Toronto, ON – Numerous cancer research programs are sharing a total of $52 million in funding from the Ontario Institute for Cancer Research (OICR). The funding focuses on key areas of translational research, including cancer stem cells, drug discovery, genomics, informatics and pathology.
“The funds announced today will help OICR researchers across Ontario continue to tackle some of the greatest challenges in cancer research,” said Dr. Tom Hudson, president and scientific director of OICR. “And because three [of the] programs funded today are supporting international initiatives, we are ensuring that OICR’s research findings contribute to large-scale research projects with global impact.”
The programs funded include:
Cancer Stem Cell Program: Led by Dr. John Dick at the University Health Network, the Cancer Stem Cell Program aims to better understand cancer stem cells by identifying and validating gene and protein signatures derived from leukemia, sarcoma, glioblastoma and other tumour types using genomics and other cutting-edge technologies.
Innovation in Target Validation Program: Led by Dr. Robert Rottapel at University Health Network, the objective of the program is to develop and deploy technologies to accelerate the identification and validation of new candidate targets against cancer, particularly ovarian cancer, using state-of-the-art high-throughput technologies.
Drug Discovery Program: Led by Dr. Rima Al-awar at OICR, the Drug Discovery Program identifies and validates new therapeutic targets for various cancers and participates in the development of new drugs aiming at these targets. The most advanced programs currently are focused on multiple myeloma and lymphoma.
Genome Technologies Program: Led by Dr. John McPherson at OICR, the Genome Technologies Program uses cutting-edge genomic technologies to characterize tumours and identify mutations by sequencing their DNA. The team focuses on pancreatic, prostate, breast and leukemic cancer in order to better understand the genetic events driving tumour development and growth and allow for more genes to be targeted with novel cancer treatments.
Informatics and Bio-computing Program: Led by Dr. Lincoln Stein at OICR, the goal of the Informatics and Bio-computing Program is to develop the sophisticated software needed to extract new information from large cancer data sets and to apply these methods to several OICR research projects. The resulting knowledge should lead to better care for patients with cancer through a deeper understanding of the genetic changes implicated in cancer development and progression, and of patient response to therapy.

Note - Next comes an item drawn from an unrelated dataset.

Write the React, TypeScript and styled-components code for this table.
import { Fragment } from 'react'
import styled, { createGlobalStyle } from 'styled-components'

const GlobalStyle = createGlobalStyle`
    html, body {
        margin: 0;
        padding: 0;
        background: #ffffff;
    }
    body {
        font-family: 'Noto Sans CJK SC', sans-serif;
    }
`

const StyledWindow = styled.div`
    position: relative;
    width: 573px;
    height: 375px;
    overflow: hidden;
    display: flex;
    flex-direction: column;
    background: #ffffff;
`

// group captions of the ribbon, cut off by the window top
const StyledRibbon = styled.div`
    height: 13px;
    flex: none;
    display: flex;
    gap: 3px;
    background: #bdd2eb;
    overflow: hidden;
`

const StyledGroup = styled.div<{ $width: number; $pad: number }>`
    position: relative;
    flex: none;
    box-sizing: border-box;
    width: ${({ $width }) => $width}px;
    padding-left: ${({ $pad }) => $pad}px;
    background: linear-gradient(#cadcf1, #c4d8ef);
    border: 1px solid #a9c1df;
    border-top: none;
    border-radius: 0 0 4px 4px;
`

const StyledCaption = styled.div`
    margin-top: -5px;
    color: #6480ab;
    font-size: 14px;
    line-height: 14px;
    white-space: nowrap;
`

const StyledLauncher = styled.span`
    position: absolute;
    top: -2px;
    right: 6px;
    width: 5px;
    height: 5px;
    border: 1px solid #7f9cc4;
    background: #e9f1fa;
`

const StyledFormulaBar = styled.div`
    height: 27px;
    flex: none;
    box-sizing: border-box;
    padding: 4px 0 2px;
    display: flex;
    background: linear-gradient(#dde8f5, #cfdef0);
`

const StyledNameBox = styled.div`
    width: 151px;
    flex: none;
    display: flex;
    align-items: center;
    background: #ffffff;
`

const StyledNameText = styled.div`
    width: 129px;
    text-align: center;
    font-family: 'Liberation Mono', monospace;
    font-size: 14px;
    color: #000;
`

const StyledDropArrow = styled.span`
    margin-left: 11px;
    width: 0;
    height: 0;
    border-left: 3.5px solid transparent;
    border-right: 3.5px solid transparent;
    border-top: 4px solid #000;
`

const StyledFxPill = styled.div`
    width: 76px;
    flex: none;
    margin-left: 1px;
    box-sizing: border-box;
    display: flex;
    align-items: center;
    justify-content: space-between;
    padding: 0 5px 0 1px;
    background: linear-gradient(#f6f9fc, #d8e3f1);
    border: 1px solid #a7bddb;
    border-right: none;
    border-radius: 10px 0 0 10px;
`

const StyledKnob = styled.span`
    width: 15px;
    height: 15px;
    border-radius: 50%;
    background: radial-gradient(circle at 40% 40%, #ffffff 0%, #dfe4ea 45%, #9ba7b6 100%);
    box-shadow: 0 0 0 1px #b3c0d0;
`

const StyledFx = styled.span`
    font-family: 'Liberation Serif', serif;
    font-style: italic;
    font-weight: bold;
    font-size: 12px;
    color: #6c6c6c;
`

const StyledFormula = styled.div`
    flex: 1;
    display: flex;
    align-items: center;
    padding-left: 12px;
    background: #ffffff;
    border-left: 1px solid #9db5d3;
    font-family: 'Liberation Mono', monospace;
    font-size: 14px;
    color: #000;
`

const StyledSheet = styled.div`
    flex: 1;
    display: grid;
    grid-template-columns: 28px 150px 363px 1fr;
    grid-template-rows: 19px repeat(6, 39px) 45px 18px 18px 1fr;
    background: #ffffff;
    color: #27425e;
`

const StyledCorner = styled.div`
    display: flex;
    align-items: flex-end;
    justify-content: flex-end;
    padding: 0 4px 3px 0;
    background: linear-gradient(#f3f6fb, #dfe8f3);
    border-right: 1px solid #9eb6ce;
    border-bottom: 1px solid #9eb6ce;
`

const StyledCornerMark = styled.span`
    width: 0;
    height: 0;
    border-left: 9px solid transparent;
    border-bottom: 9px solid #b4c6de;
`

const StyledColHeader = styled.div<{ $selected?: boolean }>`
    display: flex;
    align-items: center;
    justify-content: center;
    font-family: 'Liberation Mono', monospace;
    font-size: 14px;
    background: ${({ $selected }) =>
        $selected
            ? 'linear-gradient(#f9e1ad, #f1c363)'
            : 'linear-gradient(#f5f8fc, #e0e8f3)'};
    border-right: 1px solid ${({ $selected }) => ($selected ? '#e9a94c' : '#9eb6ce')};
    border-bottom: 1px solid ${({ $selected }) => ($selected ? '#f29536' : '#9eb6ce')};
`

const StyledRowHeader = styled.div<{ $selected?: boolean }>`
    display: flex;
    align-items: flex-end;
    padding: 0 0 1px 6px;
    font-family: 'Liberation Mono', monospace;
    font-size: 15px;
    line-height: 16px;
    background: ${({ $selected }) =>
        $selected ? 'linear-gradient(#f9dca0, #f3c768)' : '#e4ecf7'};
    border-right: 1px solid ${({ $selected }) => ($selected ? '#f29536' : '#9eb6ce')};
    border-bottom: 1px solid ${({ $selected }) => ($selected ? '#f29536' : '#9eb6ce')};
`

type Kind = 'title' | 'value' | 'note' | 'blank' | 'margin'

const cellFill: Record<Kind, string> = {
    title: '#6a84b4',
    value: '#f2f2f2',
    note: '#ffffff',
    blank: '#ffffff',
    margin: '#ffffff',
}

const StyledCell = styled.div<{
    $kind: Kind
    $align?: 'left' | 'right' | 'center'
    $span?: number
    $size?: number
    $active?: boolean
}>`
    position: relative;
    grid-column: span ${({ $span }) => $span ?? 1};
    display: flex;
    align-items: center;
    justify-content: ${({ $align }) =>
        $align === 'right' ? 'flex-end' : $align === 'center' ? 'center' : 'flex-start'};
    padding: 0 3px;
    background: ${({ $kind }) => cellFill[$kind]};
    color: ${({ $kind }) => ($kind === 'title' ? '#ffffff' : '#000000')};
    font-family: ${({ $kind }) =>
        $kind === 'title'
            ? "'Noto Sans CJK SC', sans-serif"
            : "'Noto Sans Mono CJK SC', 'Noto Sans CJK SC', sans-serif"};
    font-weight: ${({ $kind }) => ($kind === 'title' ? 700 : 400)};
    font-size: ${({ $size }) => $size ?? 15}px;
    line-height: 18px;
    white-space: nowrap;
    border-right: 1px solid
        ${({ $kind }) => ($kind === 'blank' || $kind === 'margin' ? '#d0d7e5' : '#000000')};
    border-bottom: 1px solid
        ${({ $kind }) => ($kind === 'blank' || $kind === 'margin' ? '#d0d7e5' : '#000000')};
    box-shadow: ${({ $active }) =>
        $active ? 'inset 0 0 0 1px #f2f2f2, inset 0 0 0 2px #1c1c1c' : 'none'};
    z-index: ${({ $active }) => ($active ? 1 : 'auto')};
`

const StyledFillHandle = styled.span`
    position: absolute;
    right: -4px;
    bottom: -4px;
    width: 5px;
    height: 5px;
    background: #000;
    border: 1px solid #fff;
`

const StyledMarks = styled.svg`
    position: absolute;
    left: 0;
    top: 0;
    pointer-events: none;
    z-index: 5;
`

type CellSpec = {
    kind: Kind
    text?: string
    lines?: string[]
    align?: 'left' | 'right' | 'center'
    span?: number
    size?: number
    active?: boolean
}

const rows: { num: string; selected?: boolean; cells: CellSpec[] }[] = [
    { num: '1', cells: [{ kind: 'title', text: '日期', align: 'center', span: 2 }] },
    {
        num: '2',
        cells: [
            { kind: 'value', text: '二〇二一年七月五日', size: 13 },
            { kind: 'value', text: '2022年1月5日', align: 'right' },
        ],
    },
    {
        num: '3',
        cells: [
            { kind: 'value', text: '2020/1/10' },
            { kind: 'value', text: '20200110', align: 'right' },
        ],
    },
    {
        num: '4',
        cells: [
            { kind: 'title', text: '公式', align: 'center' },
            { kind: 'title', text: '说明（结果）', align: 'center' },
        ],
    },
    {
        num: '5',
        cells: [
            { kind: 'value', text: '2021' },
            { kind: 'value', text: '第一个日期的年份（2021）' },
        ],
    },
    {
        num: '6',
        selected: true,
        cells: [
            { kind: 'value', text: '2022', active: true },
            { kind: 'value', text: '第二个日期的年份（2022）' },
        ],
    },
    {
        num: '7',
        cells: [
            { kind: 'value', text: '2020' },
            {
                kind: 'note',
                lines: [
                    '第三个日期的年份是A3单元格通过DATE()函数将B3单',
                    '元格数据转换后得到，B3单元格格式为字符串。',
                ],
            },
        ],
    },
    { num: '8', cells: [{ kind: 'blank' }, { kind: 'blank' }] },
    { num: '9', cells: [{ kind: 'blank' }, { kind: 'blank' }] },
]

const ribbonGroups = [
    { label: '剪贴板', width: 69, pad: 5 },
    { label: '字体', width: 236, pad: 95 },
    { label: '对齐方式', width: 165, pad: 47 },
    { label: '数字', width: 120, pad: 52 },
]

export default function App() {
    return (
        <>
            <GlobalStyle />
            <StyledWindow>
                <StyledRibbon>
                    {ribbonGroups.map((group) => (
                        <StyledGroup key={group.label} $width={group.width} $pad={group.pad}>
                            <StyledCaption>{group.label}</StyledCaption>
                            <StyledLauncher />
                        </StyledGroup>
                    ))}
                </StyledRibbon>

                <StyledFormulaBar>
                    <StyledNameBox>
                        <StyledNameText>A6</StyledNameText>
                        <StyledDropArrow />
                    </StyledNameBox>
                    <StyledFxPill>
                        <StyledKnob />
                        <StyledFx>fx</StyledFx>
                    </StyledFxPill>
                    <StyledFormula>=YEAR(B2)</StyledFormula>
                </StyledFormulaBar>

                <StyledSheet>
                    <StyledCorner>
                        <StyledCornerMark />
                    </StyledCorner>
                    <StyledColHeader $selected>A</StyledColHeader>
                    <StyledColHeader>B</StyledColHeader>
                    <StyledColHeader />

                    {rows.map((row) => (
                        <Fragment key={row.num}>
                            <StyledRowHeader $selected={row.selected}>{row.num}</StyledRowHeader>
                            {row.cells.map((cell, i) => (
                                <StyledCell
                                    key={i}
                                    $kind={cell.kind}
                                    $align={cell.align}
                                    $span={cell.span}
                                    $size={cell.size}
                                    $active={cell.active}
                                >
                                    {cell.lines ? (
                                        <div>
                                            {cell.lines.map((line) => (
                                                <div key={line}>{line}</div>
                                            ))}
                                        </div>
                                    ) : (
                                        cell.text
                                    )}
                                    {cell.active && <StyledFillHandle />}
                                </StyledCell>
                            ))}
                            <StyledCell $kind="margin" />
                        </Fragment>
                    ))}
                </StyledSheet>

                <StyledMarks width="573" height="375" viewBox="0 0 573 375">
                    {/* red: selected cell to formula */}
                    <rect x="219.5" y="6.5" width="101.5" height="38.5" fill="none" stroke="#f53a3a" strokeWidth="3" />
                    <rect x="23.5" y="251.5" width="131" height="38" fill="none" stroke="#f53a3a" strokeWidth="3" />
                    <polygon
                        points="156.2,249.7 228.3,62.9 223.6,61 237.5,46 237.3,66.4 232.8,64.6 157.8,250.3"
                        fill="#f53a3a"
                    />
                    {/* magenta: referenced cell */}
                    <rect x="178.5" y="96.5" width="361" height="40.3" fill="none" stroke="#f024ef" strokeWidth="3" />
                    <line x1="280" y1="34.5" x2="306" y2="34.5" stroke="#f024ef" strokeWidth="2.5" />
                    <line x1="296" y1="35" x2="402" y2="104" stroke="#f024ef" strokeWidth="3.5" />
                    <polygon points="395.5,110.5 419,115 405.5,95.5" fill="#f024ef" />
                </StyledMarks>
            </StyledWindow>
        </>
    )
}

IT infrastructure: Additional funds will go toward building the IT infrastructure that will help to support the next generation of cancer research and care in the province.
International Cancer Genome Consortium: IT infrastructure funds will also support the International Cancer Genome Consortium’s (ICGC) Data Coordination Centre (DCC). The ICGC was created to launch and coordinate a large number of research projects with the goal of unraveling the genomic changes present in many forms of cancer. The knowledge generated by the ICGC will lead to personalized cancer treatments.
The data produced by the ICGC project teams is housed on the ICGC website at www.icgc.org and is based at OICR. Almost 8,000 cancer genomes are currently in the ICGC database and are made rapidly available to qualified investigators around the world. As of June 2013, there are commitments from funding organizations in Asia, Australia, Europe, North America and South America for 55 project teams in 15 jurisdictions to study more than 25,000 tumour genomes.
Transformative Pathology Program: Led by Dr. John Bartlett at OICR, the Transformative Pathology Program will advance the field of cancer personalized medicine by developing and validating new molecular diagnostic and biomarker approaches for breast cancer to better identify high risk patients and to understand the mechanism by which patients develop resistance to treatment. Training of the next generation of molecular pathologist and clinician scientists is also a central mission of this program.
Translational Research Initiatives
OICR integrates province-wide research teams and fosters collaborative efforts which are key to major achievements and have an impact on translational research. Funding will support two Translational Research Initiatives (TRIs). TRIs are led by an OICR program leader and are large collaborative efforts between several OICR programs and external partners.
One TRI is focused on pancreatic cancer and will capitalize on the International Cancer Genome Consortium’s effort to characterize the genome of pancreatic cancer. It will aim at developing a better understanding of the disease in order ultimately to address the high fatality rate of the disease.
The second TRI, Improved Management of Early Cancer (IMEC), focuses on developing new strategies (biomarkers, imaging technologies and others) to address the issue of over-diagnosis and over-treatment of early breast and prostate cancer.
Global Alliance to Enable the Responsible Sharing of Genomic and Clinical Data: More than 70 organizations worldwide are collaborating to establish a common international framework of international standards that will allow genomic and clinical data to be collected, managed and shared in an effective, responsible and interpretable manner.
Dr. Tom Hudson, OICR’s president and scientific director is one of the co-authors of the white paper that sets out the need for the framework of international standards as well as the goals and core principles of the alliance.
OICR is providing funds to support secretariat functions for the alliance under the leadership of Mr. Peter Goodhand, OICR’s Executive Lead, International Partnerships.